In the first lawsuit, Santa Perez claimed his cell phone and computer were hacked and "in a matter of four weeks (in spring 2017), ‘MSNBC' created a character, grandeur a persona, unmasked and assassinated the character through its slanderous commentaries."

After a county clerk dismissed the lawsuit with prejudice in June, he filed another one and said he was watching MSNBC when they began to start broadcasting information about him and intended to track him down, according to WCPO. Santa Perez reportedly added that TD Ameritrade was working in tandem with the news network to tap into his phone and electronics.

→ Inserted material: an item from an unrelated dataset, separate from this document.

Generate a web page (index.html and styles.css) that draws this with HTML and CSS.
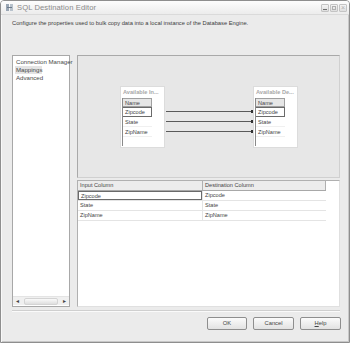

But in both cases, magistrate judges found the allegations "rambling, difficult to decipher and (bordering) on the delusional,” WCPO reported, and searches of MSNBC's website on Friday morning returned no mentions of Santa Perez. Lawyers from both companies had been working to dismiss the lawsuit, according to the Cincinnati Enquirer.

Police told Fox 19 that Santa Perez was a lone shooter who suffered from mental health issues, yet to some, the attack came as a surprise.

Daniel Noel, who worked with Santa Perez for two years at a company that made oil shafts, told the Cincinnati Enquirer that Santa Perez occasionally bought him lunch and that despite being a little socially awkward, never showed signs of anger.

Elsewhere, Yudy Martinez Perez, his aunt, reportedly slumped to the floor Thursday at her home in Forest Park after learning that her nephew was the gunman. She said he was currently working but didn’t know where.

“He was very quiet,” Martinez told the newspaper. “I do not know why. I do not know why.”